▶ AIM: Will you write out the data exactly, excluding every picture?

(Data entries)
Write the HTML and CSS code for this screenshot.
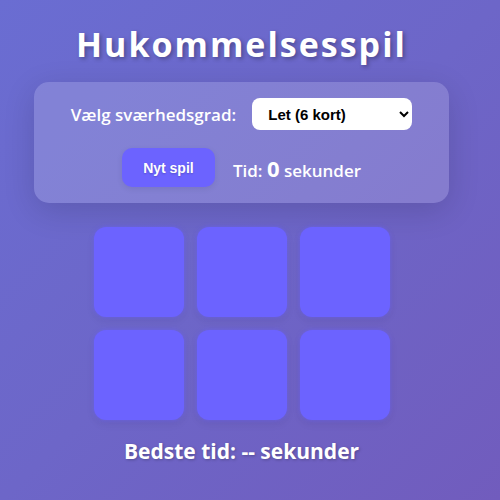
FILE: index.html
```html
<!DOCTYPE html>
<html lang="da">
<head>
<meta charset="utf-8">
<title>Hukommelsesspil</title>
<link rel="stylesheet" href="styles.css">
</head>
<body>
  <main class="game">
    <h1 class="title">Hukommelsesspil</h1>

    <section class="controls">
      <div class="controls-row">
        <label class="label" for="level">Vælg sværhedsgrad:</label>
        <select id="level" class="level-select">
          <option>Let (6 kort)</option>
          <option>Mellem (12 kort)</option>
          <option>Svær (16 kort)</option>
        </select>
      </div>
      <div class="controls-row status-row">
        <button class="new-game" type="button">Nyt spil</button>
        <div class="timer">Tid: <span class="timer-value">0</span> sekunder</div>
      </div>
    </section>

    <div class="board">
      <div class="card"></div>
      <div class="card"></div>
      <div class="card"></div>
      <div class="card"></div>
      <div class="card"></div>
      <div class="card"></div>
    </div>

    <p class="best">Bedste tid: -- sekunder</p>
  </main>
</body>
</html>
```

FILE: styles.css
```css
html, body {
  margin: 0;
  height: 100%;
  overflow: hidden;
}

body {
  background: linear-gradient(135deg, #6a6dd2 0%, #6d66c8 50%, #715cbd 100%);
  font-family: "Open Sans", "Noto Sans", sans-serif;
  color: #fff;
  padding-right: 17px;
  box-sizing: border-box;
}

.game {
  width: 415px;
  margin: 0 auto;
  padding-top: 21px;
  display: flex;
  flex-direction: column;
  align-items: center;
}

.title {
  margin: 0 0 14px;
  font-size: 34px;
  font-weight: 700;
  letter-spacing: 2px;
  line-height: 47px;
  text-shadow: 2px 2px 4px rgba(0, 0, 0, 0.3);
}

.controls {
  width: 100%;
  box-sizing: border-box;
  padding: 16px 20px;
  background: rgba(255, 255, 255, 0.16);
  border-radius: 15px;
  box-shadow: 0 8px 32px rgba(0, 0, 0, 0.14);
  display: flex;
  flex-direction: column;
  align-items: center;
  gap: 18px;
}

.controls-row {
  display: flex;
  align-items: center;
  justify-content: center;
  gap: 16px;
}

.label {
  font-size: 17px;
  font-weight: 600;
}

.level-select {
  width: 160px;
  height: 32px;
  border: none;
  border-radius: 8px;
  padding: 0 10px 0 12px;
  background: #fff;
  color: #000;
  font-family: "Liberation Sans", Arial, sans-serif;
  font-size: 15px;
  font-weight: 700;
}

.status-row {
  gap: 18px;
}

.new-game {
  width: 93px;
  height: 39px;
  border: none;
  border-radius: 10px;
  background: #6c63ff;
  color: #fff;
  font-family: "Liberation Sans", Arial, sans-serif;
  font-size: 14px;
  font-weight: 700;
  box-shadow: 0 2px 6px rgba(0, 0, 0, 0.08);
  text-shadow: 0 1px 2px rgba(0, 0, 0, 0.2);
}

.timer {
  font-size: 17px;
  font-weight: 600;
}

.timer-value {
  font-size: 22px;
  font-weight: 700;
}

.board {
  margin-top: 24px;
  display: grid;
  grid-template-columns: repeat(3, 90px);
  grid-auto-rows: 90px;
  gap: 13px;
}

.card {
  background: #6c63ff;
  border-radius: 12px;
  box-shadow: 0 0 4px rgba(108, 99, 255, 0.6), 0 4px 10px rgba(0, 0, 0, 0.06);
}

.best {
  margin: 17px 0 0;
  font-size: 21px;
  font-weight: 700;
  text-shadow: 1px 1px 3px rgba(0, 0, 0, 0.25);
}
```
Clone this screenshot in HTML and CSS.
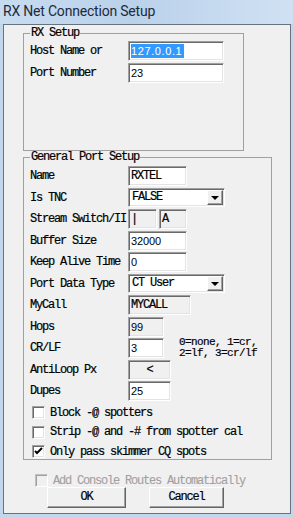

▶ FINISHED TASK:
Write the HTML and CSS code for this screenshot.
FILE: index.html
```html
<!DOCTYPE html>
<html lang="da">
<head>
<meta charset="utf-8">
<title>Hukommelsesspil</title>
<link rel="stylesheet" href="styles.css">
</head>
<body>
  <main class="game">
    <h1 class="title">Hukommelsesspil</h1>

    <section class="controls">
      <div class="controls-row">
        <label class="label" for="level">Vælg sværhedsgrad:</label>
        <select id="level" class="level-select">
          <option>Let (6 kort)</option>
          <option>Mellem (12 kort)</option>
          <option>Svær (16 kort)</option>
        </select>
      </div>
      <div class="controls-row status-row">
        <button class="new-game" type="button">Nyt spil</button>
        <div class="timer">Tid: <span class="timer-value">0</span> sekunder</div>
      </div>
    </section>

    <div class="board">
      <div class="card"></div>
      <div class="card"></div>
      <div class="card"></div>
      <div class="card"></div>
      <div class="card"></div>
      <div class="card"></div>
    </div>

    <p class="best">Bedste tid: -- sekunder</p>
  </main>
</body>
</html>
```

FILE: styles.css
```css
html, body {
  margin: 0;
  height: 100%;
  overflow: hidden;
}

body {
  background: linear-gradient(135deg, #6a6dd2 0%, #6d66c8 50%, #715cbd 100%);
  font-family: "Open Sans", "Noto Sans", sans-serif;
  color: #fff;
  padding-right: 17px;
  box-sizing: border-box;
}

.game {
  width: 415px;
  margin: 0 auto;
  padding-top: 21px;
  display: flex;
  flex-direction: column;
  align-items: center;
}

.title {
  margin: 0 0 14px;
  font-size: 34px;
  font-weight: 700;
  letter-spacing: 2px;
  line-height: 47px;
  text-shadow: 2px 2px 4px rgba(0, 0, 0, 0.3);
}

.controls {
  width: 100%;
  box-sizing: border-box;
  padding: 16px 20px;
  background: rgba(255, 255, 255, 0.16);
  border-radius: 15px;
  box-shadow: 0 8px 32px rgba(0, 0, 0, 0.14);
  display: flex;
  flex-direction: column;
  align-items: center;
  gap: 18px;
}

.controls-row {
  display: flex;
  align-items: center;
  justify-content: center;
  gap: 16px;
}

.label {
  font-size: 17px;
  font-weight: 600;
}

.level-select {
  width: 160px;
  height: 32px;
  border: none;
  border-radius: 8px;
  padding: 0 10px 0 12px;
  background: #fff;
  color: #000;
  font-family: "Liberation Sans", Arial, sans-serif;
  font-size: 15px;
  font-weight: 700;
}

.status-row {
  gap: 18px;
}

.new-game {
  width: 93px;
  height: 39px;
  border: none;
  border-radius: 10px;
  background: #6c63ff;
  color: #fff;
  font-family: "Liberation Sans", Arial, sans-serif;
  font-size: 14px;
  font-weight: 700;
  box-shadow: 0 2px 6px rgba(0, 0, 0, 0.08);
  text-shadow: 0 1px 2px rgba(0, 0, 0, 0.2);
}

.timer {
  font-size: 17px;
  font-weight: 600;
}

.timer-value {
  font-size: 22px;
  font-weight: 700;
}

.board {
  margin-top: 24px;
  display: grid;
  grid-template-columns: repeat(3, 90px);
  grid-auto-rows: 90px;
  gap: 13px;
}

.card {
  background: #6c63ff;
  border-radius: 12px;
  box-shadow: 0 0 4px rgba(108, 99, 255, 0.6), 0 4px 10px rgba(0, 0, 0, 0.06);
}

.best {
  margin: 17px 0 0;
  font-size: 21px;
  font-weight: 700;
  text-shadow: 1px 1px 3px rgba(0, 0, 0, 0.25);
}
```
Clone this screenshot in HTML and CSS.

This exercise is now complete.